### Recorded data

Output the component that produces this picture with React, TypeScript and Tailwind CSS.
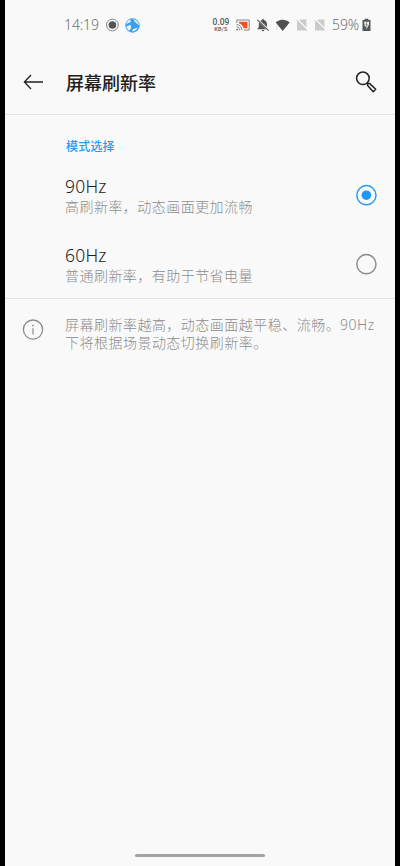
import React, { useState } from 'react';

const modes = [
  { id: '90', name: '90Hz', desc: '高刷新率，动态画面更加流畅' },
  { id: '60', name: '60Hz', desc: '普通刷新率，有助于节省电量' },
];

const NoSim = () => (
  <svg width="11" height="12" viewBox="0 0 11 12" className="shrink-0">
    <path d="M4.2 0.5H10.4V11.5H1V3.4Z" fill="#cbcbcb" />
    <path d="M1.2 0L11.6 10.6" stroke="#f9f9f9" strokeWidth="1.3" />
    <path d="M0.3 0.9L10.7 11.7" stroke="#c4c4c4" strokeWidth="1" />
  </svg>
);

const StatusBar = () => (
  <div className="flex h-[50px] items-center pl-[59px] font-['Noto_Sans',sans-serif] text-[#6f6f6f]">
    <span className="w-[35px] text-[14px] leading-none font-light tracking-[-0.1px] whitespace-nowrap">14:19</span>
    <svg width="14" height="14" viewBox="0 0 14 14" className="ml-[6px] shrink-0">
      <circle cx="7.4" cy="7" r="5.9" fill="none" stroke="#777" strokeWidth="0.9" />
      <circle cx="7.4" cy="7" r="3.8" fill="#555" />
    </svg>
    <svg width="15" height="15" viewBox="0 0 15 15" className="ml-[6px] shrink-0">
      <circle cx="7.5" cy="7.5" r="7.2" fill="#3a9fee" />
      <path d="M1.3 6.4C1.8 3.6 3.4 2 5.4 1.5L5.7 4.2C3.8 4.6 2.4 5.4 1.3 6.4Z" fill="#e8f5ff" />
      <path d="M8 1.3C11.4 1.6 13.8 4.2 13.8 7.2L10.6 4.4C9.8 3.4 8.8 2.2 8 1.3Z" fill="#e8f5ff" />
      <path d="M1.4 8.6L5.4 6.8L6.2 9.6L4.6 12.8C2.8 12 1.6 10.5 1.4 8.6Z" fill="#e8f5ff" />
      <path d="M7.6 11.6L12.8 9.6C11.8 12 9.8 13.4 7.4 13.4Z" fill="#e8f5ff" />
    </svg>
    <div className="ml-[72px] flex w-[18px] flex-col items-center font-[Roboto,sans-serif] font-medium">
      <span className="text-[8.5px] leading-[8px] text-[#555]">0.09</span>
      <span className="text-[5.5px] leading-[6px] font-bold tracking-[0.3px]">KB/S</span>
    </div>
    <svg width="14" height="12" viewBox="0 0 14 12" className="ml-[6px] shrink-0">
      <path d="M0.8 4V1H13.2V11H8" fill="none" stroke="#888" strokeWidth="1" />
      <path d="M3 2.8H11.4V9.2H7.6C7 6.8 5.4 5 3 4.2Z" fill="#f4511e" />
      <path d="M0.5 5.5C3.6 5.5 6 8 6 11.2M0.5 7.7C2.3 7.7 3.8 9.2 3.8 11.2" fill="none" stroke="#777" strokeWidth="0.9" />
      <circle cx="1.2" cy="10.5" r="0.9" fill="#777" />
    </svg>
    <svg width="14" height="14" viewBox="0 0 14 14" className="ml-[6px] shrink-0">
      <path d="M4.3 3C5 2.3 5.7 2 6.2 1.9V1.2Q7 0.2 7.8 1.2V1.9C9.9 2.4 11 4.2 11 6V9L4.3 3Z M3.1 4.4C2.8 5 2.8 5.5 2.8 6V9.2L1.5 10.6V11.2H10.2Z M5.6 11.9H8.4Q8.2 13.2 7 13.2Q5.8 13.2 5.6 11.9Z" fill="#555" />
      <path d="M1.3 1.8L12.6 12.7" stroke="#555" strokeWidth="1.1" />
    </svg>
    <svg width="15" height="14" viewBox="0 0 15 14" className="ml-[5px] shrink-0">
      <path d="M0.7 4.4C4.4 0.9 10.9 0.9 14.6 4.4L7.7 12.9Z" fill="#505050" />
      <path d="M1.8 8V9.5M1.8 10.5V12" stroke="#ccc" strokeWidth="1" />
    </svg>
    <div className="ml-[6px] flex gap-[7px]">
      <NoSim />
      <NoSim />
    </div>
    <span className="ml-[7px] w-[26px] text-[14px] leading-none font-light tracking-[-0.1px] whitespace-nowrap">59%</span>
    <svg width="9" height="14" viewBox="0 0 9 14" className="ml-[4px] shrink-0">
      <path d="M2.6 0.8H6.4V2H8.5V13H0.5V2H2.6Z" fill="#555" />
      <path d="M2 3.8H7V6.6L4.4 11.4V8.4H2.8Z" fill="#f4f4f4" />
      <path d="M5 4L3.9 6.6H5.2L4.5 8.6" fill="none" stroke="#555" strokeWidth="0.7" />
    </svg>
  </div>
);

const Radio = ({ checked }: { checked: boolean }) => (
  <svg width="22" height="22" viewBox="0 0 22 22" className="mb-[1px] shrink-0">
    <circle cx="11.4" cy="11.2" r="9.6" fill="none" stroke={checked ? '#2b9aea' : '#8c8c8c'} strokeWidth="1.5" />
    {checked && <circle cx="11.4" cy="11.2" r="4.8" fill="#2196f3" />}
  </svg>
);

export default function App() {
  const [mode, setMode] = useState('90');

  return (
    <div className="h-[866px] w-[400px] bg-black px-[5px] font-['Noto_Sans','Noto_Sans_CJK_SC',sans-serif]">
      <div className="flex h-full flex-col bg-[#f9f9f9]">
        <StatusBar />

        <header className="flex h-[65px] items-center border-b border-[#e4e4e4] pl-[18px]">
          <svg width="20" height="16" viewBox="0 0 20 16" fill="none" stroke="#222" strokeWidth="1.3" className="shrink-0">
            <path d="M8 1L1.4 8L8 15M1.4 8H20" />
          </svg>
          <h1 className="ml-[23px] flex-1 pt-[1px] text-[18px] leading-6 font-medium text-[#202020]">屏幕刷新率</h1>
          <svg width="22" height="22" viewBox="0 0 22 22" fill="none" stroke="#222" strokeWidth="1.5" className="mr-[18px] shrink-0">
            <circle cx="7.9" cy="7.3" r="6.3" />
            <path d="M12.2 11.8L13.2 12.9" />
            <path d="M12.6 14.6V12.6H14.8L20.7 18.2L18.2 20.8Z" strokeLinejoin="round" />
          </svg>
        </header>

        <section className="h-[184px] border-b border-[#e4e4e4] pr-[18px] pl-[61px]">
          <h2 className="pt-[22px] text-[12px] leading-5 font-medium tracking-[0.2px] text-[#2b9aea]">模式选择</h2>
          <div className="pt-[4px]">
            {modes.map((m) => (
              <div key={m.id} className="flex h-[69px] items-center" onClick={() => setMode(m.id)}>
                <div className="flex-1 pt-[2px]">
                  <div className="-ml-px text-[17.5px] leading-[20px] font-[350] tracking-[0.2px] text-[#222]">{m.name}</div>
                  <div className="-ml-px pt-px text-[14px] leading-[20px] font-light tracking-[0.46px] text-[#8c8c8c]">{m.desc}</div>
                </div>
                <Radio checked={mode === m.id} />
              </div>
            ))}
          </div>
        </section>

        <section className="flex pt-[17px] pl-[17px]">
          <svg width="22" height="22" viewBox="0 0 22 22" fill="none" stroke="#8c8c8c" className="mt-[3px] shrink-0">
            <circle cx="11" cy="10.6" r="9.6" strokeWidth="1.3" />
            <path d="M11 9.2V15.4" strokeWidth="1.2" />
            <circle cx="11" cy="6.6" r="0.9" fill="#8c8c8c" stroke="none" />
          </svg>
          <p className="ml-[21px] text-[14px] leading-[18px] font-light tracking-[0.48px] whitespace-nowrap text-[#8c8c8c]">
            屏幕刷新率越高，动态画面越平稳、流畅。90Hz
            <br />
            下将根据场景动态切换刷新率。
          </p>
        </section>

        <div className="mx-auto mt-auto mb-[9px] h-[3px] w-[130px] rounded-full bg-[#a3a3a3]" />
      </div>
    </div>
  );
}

######

• [Exercise details]: Which lines hold the string "React"? List them all.

• [Result of the exercise]:
Output the component that produces this picture with React, TypeScript and Tailwind CSS.
import React, { useState } from 'react';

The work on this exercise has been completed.